Interface markup and scripts:
* * *
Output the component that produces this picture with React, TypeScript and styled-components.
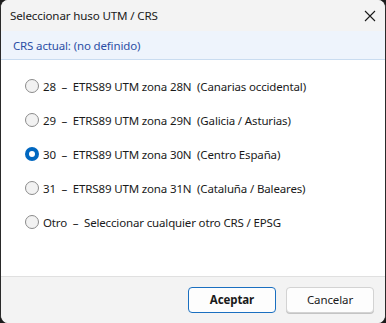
import React, { useState } from "react";
import styled, { createGlobalStyle } from "styled-components";

const Global = createGlobalStyle`
  html, body { margin: 0; padding: 0; background: #1c1c1c; }
  body { width: 386px; height: 323px; overflow: hidden; }
  * { box-sizing: border-box; }
`;

const Window = styled.div`
  width: 386px;
  height: 323px;
  background: #f3f3f3;
  border-radius: 8px;
  border-left: 1px solid #2a2a2a;
  border-right: 1px solid #2a2a2a;
  overflow: hidden;
  display: flex;
  flex-direction: column;
  font-family: "Segoe UI", "Noto Sans", sans-serif;
  font-size: 11.5px;
  letter-spacing: -0.15px;
  color: #1a1a1a;
`;

const TitleBar = styled.div`
  height: 31px;
  display: flex;
  align-items: center;
  justify-content: space-between;
  padding: 0 3px 0 9px;
  background: #f3f3f3;
`;

const Title = styled.span`
  font-size: 11.6px;
`;

const CloseBtn = styled.button`
  border: none;
  background: transparent;
  width: 24px;
  height: 24px;
  padding: 0;
  display: flex;
  align-items: center;
  justify-content: center;
`;

const InfoBar = styled.div`
  height: 29px;
  display: flex;
  align-items: center;
  padding-left: 12px;
  background: #eef4fc;
  border-bottom: 1px solid #c9dcf0;
  color: #2c4fa5;
`;

const Content = styled.div`
  flex: 1;
  background: #ffffff;
  display: flex;
  flex-direction: column;
  padding-top: 9px;
  border-bottom: 1px solid #e0e0e0;
`;

const Row = styled.label`
  height: 34px;
  display: flex;
  align-items: center;
  padding-left: 24px;
  gap: 4px;
  white-space: pre;
  cursor: default;
`;

const Radio = styled.span<{ $checked: boolean }>`
  width: 14px;
  height: 14px;
  border-radius: 50%;
  flex: none;
  display: flex;
  align-items: center;
  justify-content: center;
  background: ${(p) => (p.$checked ? "#0067c0" : "#f2f2f2")};
  border: ${(p) => (p.$checked ? "none" : "1px solid #8b8b8b")};
  &::after {
    content: "";
    display: ${(p) => (p.$checked ? "block" : "none")};
    width: 6px;
    height: 6px;
    border-radius: 50%;
    background: #ffffff;
  }
`;

const Footer = styled.div`
  height: 46px;
  display: flex;
  align-items: center;
  justify-content: flex-end;
  gap: 10px;
  padding-right: 11px;
  padding-bottom: 1px;
  background: #f3f3f3;
`;

const Button = styled.button<{ $primary?: boolean }>`
  width: 88px;
  height: 26px;
  border-radius: 4px;
  font-family: inherit;
  font-size: 11.5px;
  letter-spacing: -0.1px;
  color: #1a1a1a;
  font-weight: ${(p) => (p.$primary ? 700 : 400)};
  background: #fdfdfd;
  border: 1px solid ${(p) => (p.$primary ? "#1a6fc0" : "#d3d3d3")};
  box-shadow: ${(p) => (p.$primary ? "none" : "0 1px 0 #c4c4c4")};
`;

const options = [
  "28  \u2013  ETRS89 UTM zona 28N  (Canarias occidental)",
  "29  \u2013  ETRS89 UTM zona 29N  (Galicia / Asturias)",
  "30  \u2013  ETRS89 UTM zona 30N  (Centro Espa\u00f1a)",
  "31  \u2013  ETRS89 UTM zona 31N  (Catalu\u00f1a / Baleares)",
  "Otro  \u2013  Seleccionar cualquier otro CRS / EPSG",
];

export default function App() {
  const [sel, setSel] = useState(2);
  return (
    <>
      <Global />
      <Window>
        <TitleBar>
          <Title>Seleccionar huso UTM / CRS</Title>
          <CloseBtn aria-label="Cerrar">
            <svg width="12" height="12" viewBox="0 0 12 12">
              <path d="M1 1 L11 11 M11 1 L1 11" stroke="#1a1a1a" strokeWidth="1.1" />
            </svg>
          </CloseBtn>
        </TitleBar>
        <InfoBar>CRS actual: (no definido)</InfoBar>
        <Content>
          {options.map((o, i) => (
            <Row key={i} onClick={() => setSel(i)}>
              <Radio $checked={sel === i} />
              <span>{o}</span>
            </Row>
          ))}
        </Content>
        <Footer>
          <Button $primary>Aceptar</Button>
          <Button>Cancelar</Button>
        </Footer>
      </Window>
    </>
  );
}
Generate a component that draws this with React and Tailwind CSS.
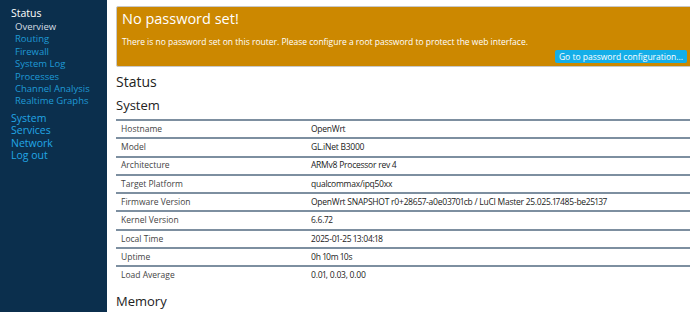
import React from 'react';

const subMenu = ['Overview', 'Routing', 'Firewall', 'System Log', 'Processes', 'Channel Analysis', 'Realtime Graphs'];
const topMenu = ['System', 'Services', 'Network', 'Log out'];

const rows = [
  ['Hostname', 'OpenWrt'],
  ['Model', 'GL.iNet B3000'],
  ['Architecture', 'ARMv8 Processor rev 4'],
  ['Target Platform', 'qualcommax/ipq50xx'],
  ['Firmware Version', 'OpenWrt SNAPSHOT r0+28657-a0e03701cb / LuCI Master 25.025.17485-be25137'],
  ['Kernel Version', '6.6.72'],
  ['Local Time', '2025-01-25 13:04:18'],
  ['Uptime', '0h 10m 10s'],
  ['Load Average', '0.01, 0.03, 0.00'],
];

const App = () => {
  return (
    <div
      className="flex w-[690px] h-[312px] overflow-hidden bg-white"
      style={{ fontFamily: '"Open Sans", "Liberation Sans", sans-serif' }}
    >
      {/* Sidebar */}
      <div className="w-[107px] shrink-0 bg-[#0b2f4d] pt-[6px] pl-[11px]">
        <div className="text-[10.5px] leading-[14px] text-white">Status</div>
        <div className="pl-[4px] pt-[1px]">
          {subMenu.map((item, i) => (
            <div
              key={item}
              className={`text-[9.5px] leading-[12.4px] ${i === 0 ? 'text-[#d6dde3]' : 'text-[#1f9ad6]'}`}
            >
              {item}
            </div>
          ))}
        </div>
        <div className="pt-[4px]">
          {topMenu.map((item) => (
            <div key={item} className="text-[10.5px] leading-[12.5px] text-[#22a6e6]">
              {item}
            </div>
          ))}
        </div>
      </div>

      {/* Main */}
      <div className="flex-1 pl-[9px] pt-[6px] min-w-0">
        {/* Alert */}
        <div className="w-[580px] h-[61px] bg-[#cc8800] border border-[#c8c8c8] rounded-[2px] pl-[5px] pt-[3px] relative">
          <div className="text-[14.5px] leading-[18px] text-white">No password set!</div>
          <div className="text-[8.5px] leading-[12px] text-white mt-[8px] whitespace-nowrap">
            There is no password set on this router. Please configure a root password to protect the web interface.
          </div>
          <div className="absolute right-[8px] top-[43px] h-[13px] px-[4px] bg-[#14aee8] rounded-[2px] text-[8.5px] leading-[13px] text-white whitespace-nowrap">
            Go to password configuration...
          </div>
        </div>

        <div className="text-[14px] leading-[18px] text-[#222] mt-[6px]">Status</div>
        <div className="text-[13px] leading-[16px] text-[#222] mt-[6px] font-medium">System</div>

        <div className="w-[580px] mt-[6px]">
          {rows.map(([k, v]) => (
            <div key={k} className="flex border-t-2 border-[#7d8fa0] h-[18.3px] items-center">
              <div className="w-[195px] shrink-0 pl-[5px] text-[8.5px] text-[#444] whitespace-nowrap">{k}</div>
              <div className="text-[8.5px] text-[#222] whitespace-nowrap proportional-nums tracking-[-0.25px]">{v}</div>
            </div>
          ))}
        </div>

        <div className="text-[13px] leading-[16px] text-[#222] mt-[9px] font-medium">Memory</div>
      </div>
    </div>
  );
};

export default App;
* * *
* _Task to carry out_: All of the material above should be reproduced exactly, except the pictures.

* _Exercise result_:
Output the component that produces this picture with React, TypeScript and styled-components.
import React, { useState } from "react";
import styled, { createGlobalStyle } from "styled-components";

const Global = createGlobalStyle`
  html, body { margin: 0; padding: 0; background: #1c1c1c; }
  body { width: 386px; height: 323px; overflow: hidden; }
  * { box-sizing: border-box; }
`;

const Window = styled.div`
  width: 386px;
  height: 323px;
  background: #f3f3f3;
  border-radius: 8px;
  border-left: 1px solid #2a2a2a;
  border-right: 1px solid #2a2a2a;
  overflow: hidden;
  display: flex;
  flex-direction: column;
  font-family: "Segoe UI", "Noto Sans", sans-serif;
  font-size: 11.5px;
  letter-spacing: -0.15px;
  color: #1a1a1a;
`;

const TitleBar = styled.div`
  height: 31px;
  display: flex;
  align-items: center;
  justify-content: space-between;
  padding: 0 3px 0 9px;
  background: #f3f3f3;
`;

const Title = styled.span`
  font-size: 11.6px;
`;

const CloseBtn = styled.button`
  border: none;
  background: transparent;
  width: 24px;
  height: 24px;
  padding: 0;
  display: flex;
  align-items: center;
  justify-content: center;
`;

const InfoBar = styled.div`
  height: 29px;
  display: flex;
  align-items: center;
  padding-left: 12px;
  background: #eef4fc;
  border-bottom: 1px solid #c9dcf0;
  color: #2c4fa5;
`;

const Content = styled.div`
  flex: 1;
  background: #ffffff;
  display: flex;
  flex-direction: column;
  padding-top: 9px;
  border-bottom: 1px solid #e0e0e0;
`;

const Row = styled.label`
  height: 34px;
  display: flex;
  align-items: center;
  padding-left: 24px;
  gap: 4px;
  white-space: pre;
  cursor: default;
`;

const Radio = styled.span<{ $checked: boolean }>`
  width: 14px;
  height: 14px;
  border-radius: 50%;
  flex: none;
  display: flex;
  align-items: center;
  justify-content: center;
  background: ${(p) => (p.$checked ? "#0067c0" : "#f2f2f2")};
  border: ${(p) => (p.$checked ? "none" : "1px solid #8b8b8b")};
  &::after {
    content: "";
    display: ${(p) => (p.$checked ? "block" : "none")};
    width: 6px;
    height: 6px;
    border-radius: 50%;
    background: #ffffff;
  }
`;

const Footer = styled.div`
  height: 46px;
  display: flex;
  align-items: center;
  justify-content: flex-end;
  gap: 10px;
  padding-right: 11px;
  padding-bottom: 1px;
  background: #f3f3f3;
`;

const Button = styled.button<{ $primary?: boolean }>`
  width: 88px;
  height: 26px;
  border-radius: 4px;
  font-family: inherit;
  font-size: 11.5px;
  letter-spacing: -0.1px;
  color: #1a1a1a;
  font-weight: ${(p) => (p.$primary ? 700 : 400)};
  background: #fdfdfd;
  border: 1px solid ${(p) => (p.$primary ? "#1a6fc0" : "#d3d3d3")};
  box-shadow: ${(p) => (p.$primary ? "none" : "0 1px 0 #c4c4c4")};
`;

const options = [
  "28  \u2013  ETRS89 UTM zona 28N  (Canarias occidental)",
  "29  \u2013  ETRS89 UTM zona 29N  (Galicia / Asturias)",
  "30  \u2013  ETRS89 UTM zona 30N  (Centro Espa\u00f1a)",
  "31  \u2013  ETRS89 UTM zona 31N  (Catalu\u00f1a / Baleares)",
  "Otro  \u2013  Seleccionar cualquier otro CRS / EPSG",
];

export default function App() {
  const [sel, setSel] = useState(2);
  return (
    <>
      <Global />
      <Window>
        <TitleBar>
          <Title>Seleccionar huso UTM / CRS</Title>
          <CloseBtn aria-label="Cerrar">
            <svg width="12" height="12" viewBox="0 0 12 12">
              <path d="M1 1 L11 11 M11 1 L1 11" stroke="#1a1a1a" strokeWidth="1.1" />
            </svg>
          </CloseBtn>
        </TitleBar>
        <InfoBar>CRS actual: (no definido)</InfoBar>
        <Content>
          {options.map((o, i) => (
            <Row key={i} onClick={() => setSel(i)}>
              <Radio $checked={sel === i} />
              <span>{o}</span>
            </Row>
          ))}
        </Content>
        <Footer>
          <Button $primary>Aceptar</Button>
          <Button>Cancelar</Button>
        </Footer>
      </Window>
    </>
  );
}
Generate a component that draws this with React and Tailwind CSS.
import React from 'react';

const subMenu = ['Overview', 'Routing', 'Firewall', 'System Log', 'Processes', 'Channel Analysis', 'Realtime Graphs'];
const topMenu = ['System', 'Services', 'Network', 'Log out'];

const rows = [
  ['Hostname', 'OpenWrt'],
  ['Model', 'GL.iNet B3000'],
  ['Architecture', 'ARMv8 Processor rev 4'],
  ['Target Platform', 'qualcommax/ipq50xx'],
  ['Firmware Version', 'OpenWrt SNAPSHOT r0+28657-a0e03701cb / LuCI Master 25.025.17485-be25137'],
  ['Kernel Version', '6.6.72'],
  ['Local Time', '2025-01-25 13:04:18'],
  ['Uptime', '0h 10m 10s'],
  ['Load Average', '0.01, 0.03, 0.00'],
];

const App = () => {
  return (
    <div
      className="flex w-[690px] h-[312px] overflow-hidden bg-white"
      style={{ fontFamily: '"Open Sans", "Liberation Sans", sans-serif' }}
    >
      {/* Sidebar */}
      <div className="w-[107px] shrink-0 bg-[#0b2f4d] pt-[6px] pl-[11px]">
        <div className="text-[10.5px] leading-[14px] text-white">Status</div>
        <div className="pl-[4px] pt-[1px]">
          {subMenu.map((item, i) => (
            <div
              key={item}
              className={`text-[9.5px] leading-[12.4px] ${i === 0 ? 'text-[#d6dde3]' : 'text-[#1f9ad6]'}`}
            >
              {item}
            </div>
          ))}
        </div>
        <div className="pt-[4px]">
          {topMenu.map((item) => (
            <div key={item} className="text-[10.5px] leading-[12.5px] text-[#22a6e6]">
              {item}
            </div>
          ))}
        </div>
      </div>

      {/* Main */}
      <div className="flex-1 pl-[9px] pt-[6px] min-w-0">
        {/* Alert */}
        <div className="w-[580px] h-[61px] bg-[#cc8800] border border-[#c8c8c8] rounded-[2px] pl-[5px] pt-[3px] relative">
          <div className="text-[14.5px] leading-[18px] text-white">No password set!</div>
          <div className="text-[8.5px] leading-[12px] text-white mt-[8px] whitespace-nowrap">
            There is no password set on this router. Please configure a root password to protect the web interface.
          </div>
          <div className="absolute right-[8px] top-[43px] h-[13px] px-[4px] bg-[#14aee8] rounded-[2px] text-[8.5px] leading-[13px] text-white whitespace-nowrap">
            Go to password configuration...
          </div>
        </div>

        <div className="text-[14px] leading-[18px] text-[#222] mt-[6px]">Status</div>
        <div className="text-[13px] leading-[16px] text-[#222] mt-[6px] font-medium">System</div>

        <div className="w-[580px] mt-[6px]">
          {rows.map(([k, v]) => (
            <div key={k} className="flex border-t-2 border-[#7d8fa0] h-[18.3px] items-center">
              <div className="w-[195px] shrink-0 pl-[5px] text-[8.5px] text-[#444] whitespace-nowrap">{k}</div>
              <div className="text-[8.5px] text-[#222] whitespace-nowrap proportional-nums tracking-[-0.25px]">{v}</div>
            </div>
          ))}
        </div>

        <div className="text-[13px] leading-[16px] text-[#222] mt-[9px] font-medium">Memory</div>
      </div>
    </div>
  );
};

export default App;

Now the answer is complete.